Comparing Authors to Illustrators
Authors and illustrators can both contribute critical elements needed to tell a story in print form. Authors use the written word to communicate with their audience, while illustrators produce two-dimensional images.
|Job Title||Educational Requirements||Median Salary* (2016)||Job Outlook* (2014-2024)|
|Author||Bachelor's Degree||$61,240 (for writers and authors)||2% (for writers and authors)|
|Illustrator||Bachelor's Degree||$50,790 (for fine artists, including painters, sculptors and illustrators)||3% (for fine artists, including painters, sculptors and illustrators)|
Source: *U.S. Bureau of Labor Statistics
Responsibilities of Authors vs. Illustrators
Authors and illustrators are creative. In their own ways, they are both involved in telling stories to an audience. While authors write detailed narratives to share their story with an audience, illustrators may present a story in a single image, or in multiple images that they've drawn. Authors and illustrators may work together to collaborate on projects such as children's picture books or comics. Authors can spend many hours working alone and developing ideas in their mind that they share through their writing, while illustrators may meet with a client, visit a location or read material related to a project to determine the best images to produce for their project.
Most authors are self-employed. They are often able to work from home and set their own hours, although they may need to adjust their hours when facing a deadline. Authors may also need to travel to meet with their publishers. It is possible to become an author without formal training, but employers hiring authors require a bachelor's degree. A self-employed author may use their body of work to try to secure more lucrative or appealing contracts, or a permanent position with a publisher.

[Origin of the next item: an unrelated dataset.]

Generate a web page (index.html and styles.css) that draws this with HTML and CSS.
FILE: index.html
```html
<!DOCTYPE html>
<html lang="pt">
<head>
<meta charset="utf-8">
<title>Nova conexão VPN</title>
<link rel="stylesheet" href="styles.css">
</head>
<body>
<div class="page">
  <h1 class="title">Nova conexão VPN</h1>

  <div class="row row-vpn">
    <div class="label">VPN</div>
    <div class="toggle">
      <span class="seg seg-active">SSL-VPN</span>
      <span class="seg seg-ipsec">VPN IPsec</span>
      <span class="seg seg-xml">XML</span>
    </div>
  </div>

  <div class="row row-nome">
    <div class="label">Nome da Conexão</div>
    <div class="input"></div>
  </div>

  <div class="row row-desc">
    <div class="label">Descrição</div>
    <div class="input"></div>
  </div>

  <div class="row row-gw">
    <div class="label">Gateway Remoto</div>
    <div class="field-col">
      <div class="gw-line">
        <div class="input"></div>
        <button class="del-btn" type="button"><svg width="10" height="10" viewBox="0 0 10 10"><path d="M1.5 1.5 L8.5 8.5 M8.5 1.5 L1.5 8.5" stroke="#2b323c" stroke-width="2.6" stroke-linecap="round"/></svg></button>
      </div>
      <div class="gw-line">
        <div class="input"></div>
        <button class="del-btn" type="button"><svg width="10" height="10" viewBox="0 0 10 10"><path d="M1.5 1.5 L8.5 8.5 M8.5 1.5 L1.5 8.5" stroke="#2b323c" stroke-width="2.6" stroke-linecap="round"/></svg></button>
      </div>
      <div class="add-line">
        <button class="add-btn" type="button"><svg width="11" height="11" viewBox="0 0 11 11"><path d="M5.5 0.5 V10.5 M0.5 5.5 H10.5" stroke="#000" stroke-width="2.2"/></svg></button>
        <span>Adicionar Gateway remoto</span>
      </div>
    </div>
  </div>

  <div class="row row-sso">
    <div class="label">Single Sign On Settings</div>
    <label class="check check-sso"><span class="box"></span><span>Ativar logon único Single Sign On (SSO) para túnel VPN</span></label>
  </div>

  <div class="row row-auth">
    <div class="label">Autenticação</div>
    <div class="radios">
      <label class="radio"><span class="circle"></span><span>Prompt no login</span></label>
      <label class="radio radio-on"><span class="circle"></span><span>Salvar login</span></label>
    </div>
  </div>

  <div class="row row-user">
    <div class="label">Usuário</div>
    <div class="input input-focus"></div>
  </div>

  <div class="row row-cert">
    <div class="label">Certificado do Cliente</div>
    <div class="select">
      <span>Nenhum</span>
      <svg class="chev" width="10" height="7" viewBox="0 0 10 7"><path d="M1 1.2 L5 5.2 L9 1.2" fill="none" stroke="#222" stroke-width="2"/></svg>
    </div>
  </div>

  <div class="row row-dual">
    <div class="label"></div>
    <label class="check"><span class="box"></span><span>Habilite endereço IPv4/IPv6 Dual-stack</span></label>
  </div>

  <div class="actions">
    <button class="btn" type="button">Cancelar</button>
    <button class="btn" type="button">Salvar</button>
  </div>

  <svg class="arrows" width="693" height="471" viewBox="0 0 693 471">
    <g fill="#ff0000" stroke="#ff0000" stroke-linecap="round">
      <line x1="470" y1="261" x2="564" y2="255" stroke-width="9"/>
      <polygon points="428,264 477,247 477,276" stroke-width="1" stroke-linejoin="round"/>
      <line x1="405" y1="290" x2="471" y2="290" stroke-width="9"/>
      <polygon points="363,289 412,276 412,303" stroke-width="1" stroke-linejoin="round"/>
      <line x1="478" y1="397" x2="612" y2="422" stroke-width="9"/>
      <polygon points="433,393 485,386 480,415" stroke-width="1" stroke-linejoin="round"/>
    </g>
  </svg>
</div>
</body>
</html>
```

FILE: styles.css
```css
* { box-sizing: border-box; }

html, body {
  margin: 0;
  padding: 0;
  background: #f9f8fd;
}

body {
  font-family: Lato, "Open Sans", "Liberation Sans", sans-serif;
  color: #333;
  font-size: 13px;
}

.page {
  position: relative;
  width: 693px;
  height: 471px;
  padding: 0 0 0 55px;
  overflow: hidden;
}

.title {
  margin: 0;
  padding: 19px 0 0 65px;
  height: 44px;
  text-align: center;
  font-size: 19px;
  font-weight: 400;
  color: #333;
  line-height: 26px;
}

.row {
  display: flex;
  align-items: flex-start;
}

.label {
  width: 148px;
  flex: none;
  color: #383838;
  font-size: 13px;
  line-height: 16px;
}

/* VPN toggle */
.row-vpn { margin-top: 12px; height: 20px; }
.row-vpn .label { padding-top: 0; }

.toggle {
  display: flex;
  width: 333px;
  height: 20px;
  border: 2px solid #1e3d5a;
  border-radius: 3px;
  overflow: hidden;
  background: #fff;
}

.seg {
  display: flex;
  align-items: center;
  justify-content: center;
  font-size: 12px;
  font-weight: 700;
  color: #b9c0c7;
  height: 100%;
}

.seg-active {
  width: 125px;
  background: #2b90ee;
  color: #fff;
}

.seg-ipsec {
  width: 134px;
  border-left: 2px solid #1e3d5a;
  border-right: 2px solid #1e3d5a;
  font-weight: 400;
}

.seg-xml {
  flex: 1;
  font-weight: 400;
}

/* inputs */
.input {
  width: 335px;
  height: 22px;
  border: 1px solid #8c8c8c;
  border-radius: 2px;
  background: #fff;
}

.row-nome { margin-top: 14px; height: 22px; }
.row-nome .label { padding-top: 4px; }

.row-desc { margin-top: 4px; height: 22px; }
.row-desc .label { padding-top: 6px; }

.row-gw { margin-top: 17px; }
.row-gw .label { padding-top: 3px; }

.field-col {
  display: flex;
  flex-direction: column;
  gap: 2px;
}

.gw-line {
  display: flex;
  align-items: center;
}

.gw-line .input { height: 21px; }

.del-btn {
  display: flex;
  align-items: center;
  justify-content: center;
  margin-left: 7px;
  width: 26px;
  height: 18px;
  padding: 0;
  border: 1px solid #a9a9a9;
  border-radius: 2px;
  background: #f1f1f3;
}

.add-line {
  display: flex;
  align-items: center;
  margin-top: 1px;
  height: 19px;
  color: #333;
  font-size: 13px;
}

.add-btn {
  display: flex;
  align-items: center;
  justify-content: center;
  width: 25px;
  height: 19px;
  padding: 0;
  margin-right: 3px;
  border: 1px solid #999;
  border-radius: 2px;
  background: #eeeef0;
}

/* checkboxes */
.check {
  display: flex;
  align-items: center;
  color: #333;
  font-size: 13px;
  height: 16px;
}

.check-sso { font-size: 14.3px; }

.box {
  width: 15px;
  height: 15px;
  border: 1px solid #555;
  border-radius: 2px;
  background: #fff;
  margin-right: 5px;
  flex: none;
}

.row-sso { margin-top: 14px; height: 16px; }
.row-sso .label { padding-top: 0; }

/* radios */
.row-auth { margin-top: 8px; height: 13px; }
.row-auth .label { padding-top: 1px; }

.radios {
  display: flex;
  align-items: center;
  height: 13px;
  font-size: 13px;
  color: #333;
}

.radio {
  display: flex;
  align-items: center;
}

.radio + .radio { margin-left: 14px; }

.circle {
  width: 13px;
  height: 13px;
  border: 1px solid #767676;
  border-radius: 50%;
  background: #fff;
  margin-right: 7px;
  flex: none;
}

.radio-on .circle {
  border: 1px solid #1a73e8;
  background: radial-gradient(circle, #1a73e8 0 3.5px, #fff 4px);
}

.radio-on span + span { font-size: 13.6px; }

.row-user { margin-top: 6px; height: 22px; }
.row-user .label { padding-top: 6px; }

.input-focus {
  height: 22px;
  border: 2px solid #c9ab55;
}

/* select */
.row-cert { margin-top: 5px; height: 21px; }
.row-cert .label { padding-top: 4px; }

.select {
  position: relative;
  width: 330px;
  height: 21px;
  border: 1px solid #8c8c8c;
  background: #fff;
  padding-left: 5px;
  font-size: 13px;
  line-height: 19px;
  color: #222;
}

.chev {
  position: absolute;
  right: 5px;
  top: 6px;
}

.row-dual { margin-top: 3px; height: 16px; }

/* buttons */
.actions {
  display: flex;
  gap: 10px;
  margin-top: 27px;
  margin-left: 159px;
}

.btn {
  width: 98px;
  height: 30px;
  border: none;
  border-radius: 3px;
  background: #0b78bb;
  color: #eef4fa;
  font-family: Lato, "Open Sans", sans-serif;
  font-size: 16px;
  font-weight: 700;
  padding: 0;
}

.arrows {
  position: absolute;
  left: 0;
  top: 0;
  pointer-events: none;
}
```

Job responsibilities of an author include:
- Identifying the audience for their manuscript
- Developing characters for their manuscript
- Establishing the plot for their story
- Researching relevant information for their story or for non-fiction works
- Organizing the information for their manuscript
- Writing and editing the manuscript
Illustrators use their artistic talents to produce pictures. Although the primary requirement for this profession is to have artistic talent completing a bachelor's degree can increase job opportunities for aspiring illustrators. According to the U.S. Bureau of Labor Statistics, approximately 50% of crafts and fine artists, which includes illustrators, are self-employed, and they may work in a home-based studio. They often work to deadlines, which means that there may be times of the year that they have to increase their hours. While it is common to think of illustrators being artistic and creative, the competition for illustrators means that those who are capable of managing a business, operating a website, promoting their services and fulfilling the needs of customers are most likely to succeed.
Job responsibilities of an illustrator include:
- Meeting potential customers to discuss projects
- Developing draft proposals related to a customer's project for their approval
- Preparing a budget for projects
- Drawing images
- Billing clients
- Modifying images using computer software
Aspiring authors may also be interested in pursuing a career in journalism, since reporters also spend a lot of time researching and writing. Those with artistic talents who are considering pursuing work as an illustrator may also be interested in graphic design, since graphic designers also use their artistic talents to produce images.